-- Start of WORKING DATA --

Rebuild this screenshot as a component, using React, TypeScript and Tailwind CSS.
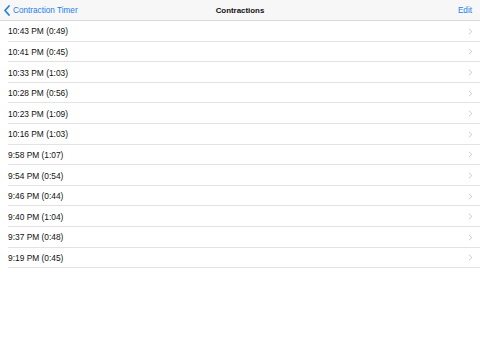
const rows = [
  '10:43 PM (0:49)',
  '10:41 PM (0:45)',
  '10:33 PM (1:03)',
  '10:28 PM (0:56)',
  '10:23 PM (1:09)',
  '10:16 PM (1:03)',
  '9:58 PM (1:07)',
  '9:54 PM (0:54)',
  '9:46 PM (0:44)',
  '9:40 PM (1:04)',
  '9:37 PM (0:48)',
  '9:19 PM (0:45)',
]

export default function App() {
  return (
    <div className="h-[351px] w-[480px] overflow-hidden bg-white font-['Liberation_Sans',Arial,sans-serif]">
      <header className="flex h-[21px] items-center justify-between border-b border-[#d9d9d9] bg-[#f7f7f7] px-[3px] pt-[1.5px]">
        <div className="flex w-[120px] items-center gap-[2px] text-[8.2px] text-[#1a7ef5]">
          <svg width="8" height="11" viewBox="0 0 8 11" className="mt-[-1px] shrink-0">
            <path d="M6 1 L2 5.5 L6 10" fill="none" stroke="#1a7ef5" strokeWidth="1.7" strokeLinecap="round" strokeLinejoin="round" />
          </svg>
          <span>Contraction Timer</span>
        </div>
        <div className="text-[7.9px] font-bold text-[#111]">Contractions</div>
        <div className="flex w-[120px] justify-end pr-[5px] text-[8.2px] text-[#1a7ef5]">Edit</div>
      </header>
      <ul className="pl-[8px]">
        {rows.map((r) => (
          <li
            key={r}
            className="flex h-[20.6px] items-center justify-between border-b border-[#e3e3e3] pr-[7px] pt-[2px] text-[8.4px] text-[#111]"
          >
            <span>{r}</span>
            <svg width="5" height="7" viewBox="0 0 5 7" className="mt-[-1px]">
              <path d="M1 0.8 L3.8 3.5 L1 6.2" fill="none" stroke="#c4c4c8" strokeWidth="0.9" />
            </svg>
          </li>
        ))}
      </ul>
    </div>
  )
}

-- End of WORKING DATA --
-- Start of WORKING DATA --

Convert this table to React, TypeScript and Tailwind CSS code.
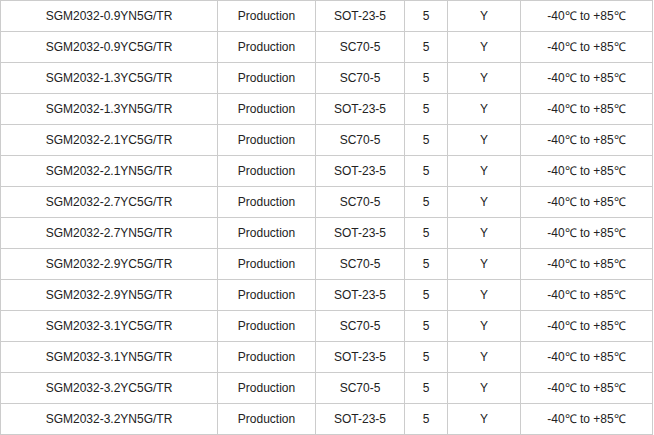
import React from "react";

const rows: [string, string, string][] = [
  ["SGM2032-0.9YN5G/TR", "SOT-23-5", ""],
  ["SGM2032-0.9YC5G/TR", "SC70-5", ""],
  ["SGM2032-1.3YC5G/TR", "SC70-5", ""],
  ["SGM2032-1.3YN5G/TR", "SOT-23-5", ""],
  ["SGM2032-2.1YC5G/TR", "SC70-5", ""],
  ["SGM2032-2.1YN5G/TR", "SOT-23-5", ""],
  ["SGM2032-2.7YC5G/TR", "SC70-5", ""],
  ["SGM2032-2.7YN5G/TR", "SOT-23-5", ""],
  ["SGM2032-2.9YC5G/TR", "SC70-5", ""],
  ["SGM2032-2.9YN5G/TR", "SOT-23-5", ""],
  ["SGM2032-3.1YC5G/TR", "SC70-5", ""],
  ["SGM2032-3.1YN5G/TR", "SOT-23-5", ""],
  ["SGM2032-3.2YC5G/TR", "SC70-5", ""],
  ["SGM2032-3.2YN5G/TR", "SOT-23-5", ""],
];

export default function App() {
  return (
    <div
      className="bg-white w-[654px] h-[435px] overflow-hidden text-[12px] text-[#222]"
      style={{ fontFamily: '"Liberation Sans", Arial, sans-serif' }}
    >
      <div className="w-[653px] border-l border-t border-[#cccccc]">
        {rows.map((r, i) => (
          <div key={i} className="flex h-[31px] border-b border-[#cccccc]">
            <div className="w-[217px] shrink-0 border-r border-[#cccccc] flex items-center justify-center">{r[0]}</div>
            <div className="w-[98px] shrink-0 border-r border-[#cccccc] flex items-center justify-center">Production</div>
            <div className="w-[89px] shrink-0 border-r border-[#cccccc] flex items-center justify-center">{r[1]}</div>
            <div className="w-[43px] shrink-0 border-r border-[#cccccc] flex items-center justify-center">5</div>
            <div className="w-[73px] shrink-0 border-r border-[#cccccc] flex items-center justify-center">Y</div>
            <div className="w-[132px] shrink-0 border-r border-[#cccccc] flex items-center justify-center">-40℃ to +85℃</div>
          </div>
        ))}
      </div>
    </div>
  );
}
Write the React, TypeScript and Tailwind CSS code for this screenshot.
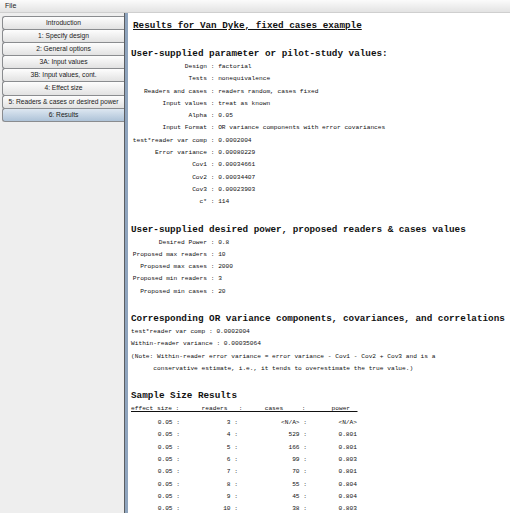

-- End of WORKING DATA --
-- Start of WORKING DATA --

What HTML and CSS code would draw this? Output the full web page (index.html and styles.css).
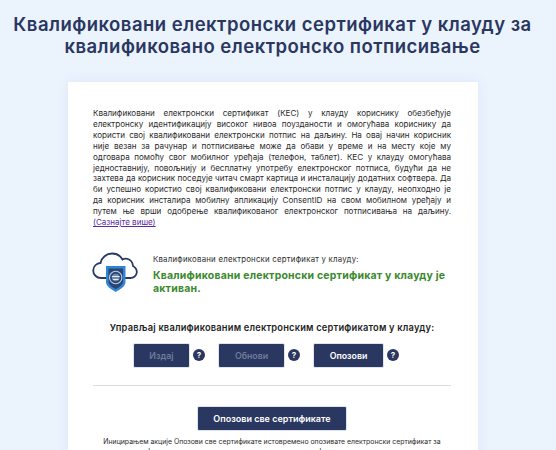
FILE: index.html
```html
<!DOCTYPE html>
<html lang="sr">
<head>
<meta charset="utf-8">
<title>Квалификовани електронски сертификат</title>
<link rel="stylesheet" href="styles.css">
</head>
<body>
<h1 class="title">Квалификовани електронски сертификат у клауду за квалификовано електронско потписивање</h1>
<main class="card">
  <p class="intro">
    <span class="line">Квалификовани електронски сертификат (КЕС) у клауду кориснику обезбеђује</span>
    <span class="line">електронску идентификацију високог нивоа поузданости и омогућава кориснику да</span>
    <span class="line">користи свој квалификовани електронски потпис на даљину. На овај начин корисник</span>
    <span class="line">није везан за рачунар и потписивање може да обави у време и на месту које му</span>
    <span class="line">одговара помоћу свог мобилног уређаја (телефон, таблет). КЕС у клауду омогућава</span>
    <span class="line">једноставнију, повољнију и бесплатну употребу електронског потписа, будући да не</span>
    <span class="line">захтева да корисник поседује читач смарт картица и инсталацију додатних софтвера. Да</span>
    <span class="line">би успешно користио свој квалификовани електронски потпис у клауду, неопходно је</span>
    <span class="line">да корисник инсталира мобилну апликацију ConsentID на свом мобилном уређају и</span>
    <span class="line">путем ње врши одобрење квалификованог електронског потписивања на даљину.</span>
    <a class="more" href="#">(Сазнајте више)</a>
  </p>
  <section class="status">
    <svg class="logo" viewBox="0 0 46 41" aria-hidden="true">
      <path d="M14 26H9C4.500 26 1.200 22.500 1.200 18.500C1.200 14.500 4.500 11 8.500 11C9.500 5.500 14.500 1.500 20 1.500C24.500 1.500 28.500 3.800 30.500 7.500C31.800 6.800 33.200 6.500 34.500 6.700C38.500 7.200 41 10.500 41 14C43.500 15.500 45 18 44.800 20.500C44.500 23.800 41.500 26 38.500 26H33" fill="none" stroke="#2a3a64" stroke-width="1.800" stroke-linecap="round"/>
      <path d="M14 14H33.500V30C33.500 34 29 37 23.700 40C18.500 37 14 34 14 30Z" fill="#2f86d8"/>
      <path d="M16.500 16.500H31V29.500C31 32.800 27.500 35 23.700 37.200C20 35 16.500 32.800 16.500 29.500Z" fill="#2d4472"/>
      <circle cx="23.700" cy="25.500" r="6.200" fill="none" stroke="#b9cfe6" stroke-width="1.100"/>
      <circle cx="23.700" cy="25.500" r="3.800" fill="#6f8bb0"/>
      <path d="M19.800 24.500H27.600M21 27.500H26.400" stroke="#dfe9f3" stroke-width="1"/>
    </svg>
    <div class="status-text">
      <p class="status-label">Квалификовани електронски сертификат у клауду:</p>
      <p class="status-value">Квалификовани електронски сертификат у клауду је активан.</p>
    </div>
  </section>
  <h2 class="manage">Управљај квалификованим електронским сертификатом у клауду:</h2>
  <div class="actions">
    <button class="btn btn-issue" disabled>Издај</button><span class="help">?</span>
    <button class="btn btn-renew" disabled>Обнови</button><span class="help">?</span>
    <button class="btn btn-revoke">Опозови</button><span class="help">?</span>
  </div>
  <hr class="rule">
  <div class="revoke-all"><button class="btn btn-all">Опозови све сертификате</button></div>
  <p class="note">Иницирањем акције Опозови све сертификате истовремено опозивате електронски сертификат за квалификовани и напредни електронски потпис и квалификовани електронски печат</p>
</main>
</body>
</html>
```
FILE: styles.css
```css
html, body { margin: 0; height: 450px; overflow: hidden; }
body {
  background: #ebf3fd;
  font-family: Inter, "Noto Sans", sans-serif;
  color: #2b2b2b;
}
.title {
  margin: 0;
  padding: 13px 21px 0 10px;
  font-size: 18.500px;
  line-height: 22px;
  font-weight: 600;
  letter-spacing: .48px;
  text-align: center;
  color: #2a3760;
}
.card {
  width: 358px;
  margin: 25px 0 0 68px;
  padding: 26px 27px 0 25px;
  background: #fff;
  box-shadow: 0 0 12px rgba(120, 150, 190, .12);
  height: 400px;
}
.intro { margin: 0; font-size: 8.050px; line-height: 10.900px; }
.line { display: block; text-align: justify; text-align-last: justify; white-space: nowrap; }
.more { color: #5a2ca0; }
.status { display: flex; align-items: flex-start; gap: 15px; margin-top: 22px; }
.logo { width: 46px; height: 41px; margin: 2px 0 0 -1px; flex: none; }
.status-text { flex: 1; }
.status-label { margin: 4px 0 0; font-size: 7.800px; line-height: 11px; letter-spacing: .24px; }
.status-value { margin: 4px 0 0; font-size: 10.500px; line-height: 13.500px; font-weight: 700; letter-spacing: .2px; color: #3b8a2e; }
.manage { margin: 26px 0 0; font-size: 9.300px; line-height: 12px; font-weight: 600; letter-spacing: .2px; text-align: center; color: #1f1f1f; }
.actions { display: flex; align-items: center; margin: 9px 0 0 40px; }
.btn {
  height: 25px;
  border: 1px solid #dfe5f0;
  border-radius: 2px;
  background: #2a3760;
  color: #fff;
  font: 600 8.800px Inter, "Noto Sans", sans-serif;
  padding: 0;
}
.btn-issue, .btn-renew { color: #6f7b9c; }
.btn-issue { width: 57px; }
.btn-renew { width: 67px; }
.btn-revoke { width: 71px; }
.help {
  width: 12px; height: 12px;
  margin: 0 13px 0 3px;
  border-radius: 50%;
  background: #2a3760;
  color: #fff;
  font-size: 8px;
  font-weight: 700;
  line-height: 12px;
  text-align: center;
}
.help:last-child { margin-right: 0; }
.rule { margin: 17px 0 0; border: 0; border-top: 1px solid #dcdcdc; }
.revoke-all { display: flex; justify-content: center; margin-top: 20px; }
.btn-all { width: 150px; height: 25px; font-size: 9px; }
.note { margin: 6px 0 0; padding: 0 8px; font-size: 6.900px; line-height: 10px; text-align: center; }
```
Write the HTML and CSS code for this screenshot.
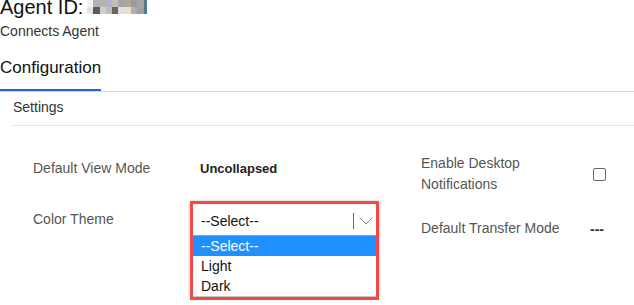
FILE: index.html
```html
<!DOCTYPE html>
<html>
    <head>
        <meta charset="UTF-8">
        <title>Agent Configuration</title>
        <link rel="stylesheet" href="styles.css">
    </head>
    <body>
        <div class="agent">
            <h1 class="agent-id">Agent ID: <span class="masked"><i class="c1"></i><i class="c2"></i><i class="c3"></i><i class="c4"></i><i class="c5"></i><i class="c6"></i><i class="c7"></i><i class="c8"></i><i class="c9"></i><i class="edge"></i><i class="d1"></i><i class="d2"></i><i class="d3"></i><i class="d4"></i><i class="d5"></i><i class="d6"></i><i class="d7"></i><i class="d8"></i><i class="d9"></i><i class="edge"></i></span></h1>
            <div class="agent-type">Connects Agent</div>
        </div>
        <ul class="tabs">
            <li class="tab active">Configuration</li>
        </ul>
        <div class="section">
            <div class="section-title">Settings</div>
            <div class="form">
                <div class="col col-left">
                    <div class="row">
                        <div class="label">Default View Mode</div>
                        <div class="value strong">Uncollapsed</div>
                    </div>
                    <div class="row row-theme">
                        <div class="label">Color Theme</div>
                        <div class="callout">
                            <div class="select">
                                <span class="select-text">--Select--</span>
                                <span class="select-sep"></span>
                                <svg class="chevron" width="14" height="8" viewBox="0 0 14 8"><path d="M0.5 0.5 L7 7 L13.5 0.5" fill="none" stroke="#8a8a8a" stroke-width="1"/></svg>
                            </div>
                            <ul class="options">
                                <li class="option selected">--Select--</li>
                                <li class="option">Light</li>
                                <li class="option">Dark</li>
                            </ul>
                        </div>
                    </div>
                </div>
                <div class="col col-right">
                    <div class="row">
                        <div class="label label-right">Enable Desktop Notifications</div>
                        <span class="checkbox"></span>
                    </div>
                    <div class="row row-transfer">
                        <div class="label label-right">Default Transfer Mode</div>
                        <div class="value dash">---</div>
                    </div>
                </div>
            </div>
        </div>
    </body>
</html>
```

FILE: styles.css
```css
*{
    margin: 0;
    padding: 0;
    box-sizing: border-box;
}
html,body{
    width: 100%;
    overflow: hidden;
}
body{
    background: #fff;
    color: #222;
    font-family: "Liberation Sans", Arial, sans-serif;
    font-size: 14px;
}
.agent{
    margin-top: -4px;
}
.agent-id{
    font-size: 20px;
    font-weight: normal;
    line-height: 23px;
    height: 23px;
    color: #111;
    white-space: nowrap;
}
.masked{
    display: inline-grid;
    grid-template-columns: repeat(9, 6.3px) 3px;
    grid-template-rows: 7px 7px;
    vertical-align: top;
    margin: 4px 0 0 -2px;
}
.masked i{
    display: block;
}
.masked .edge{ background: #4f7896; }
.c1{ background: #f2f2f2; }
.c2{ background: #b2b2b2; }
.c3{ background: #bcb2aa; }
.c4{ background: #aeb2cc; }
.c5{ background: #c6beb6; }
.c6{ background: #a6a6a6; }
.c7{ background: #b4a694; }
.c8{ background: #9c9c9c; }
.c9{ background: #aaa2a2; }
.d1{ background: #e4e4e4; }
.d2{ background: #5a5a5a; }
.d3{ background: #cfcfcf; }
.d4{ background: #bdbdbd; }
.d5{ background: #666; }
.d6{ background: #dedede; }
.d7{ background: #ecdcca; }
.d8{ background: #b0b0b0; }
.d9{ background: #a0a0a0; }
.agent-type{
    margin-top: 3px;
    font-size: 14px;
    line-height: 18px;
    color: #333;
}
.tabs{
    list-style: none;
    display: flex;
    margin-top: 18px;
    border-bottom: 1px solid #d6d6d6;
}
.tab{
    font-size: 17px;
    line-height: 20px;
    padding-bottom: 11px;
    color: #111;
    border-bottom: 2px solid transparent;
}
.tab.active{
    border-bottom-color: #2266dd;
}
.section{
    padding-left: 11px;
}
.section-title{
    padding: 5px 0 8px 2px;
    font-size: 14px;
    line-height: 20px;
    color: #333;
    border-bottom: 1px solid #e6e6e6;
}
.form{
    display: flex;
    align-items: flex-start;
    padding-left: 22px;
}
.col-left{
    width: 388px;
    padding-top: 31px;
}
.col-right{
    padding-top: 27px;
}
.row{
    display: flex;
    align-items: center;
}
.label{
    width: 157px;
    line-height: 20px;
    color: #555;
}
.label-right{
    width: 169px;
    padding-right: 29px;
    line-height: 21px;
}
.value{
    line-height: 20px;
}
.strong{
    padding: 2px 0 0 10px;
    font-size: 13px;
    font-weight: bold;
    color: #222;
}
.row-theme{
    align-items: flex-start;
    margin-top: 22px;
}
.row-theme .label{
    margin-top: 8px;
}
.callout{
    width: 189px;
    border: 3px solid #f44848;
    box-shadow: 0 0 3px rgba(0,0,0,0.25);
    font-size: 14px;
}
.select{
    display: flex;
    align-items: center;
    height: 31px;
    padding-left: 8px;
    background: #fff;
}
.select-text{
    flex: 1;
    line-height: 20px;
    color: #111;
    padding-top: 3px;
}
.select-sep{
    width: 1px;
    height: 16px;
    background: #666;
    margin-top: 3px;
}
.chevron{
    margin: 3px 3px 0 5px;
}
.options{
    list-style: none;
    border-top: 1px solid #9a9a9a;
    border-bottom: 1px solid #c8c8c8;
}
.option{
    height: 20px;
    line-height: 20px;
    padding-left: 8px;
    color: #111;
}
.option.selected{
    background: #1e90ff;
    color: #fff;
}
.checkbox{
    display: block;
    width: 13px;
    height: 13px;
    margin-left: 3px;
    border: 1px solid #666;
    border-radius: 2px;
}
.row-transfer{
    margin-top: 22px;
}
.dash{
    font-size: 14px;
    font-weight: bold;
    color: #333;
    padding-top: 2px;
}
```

-- End of WORKING DATA --

# WORK INSTRUCTIONS
What is the number of lines in the data holding the word "code"? Reply with that number only.

# REPLY TO THE TASK
4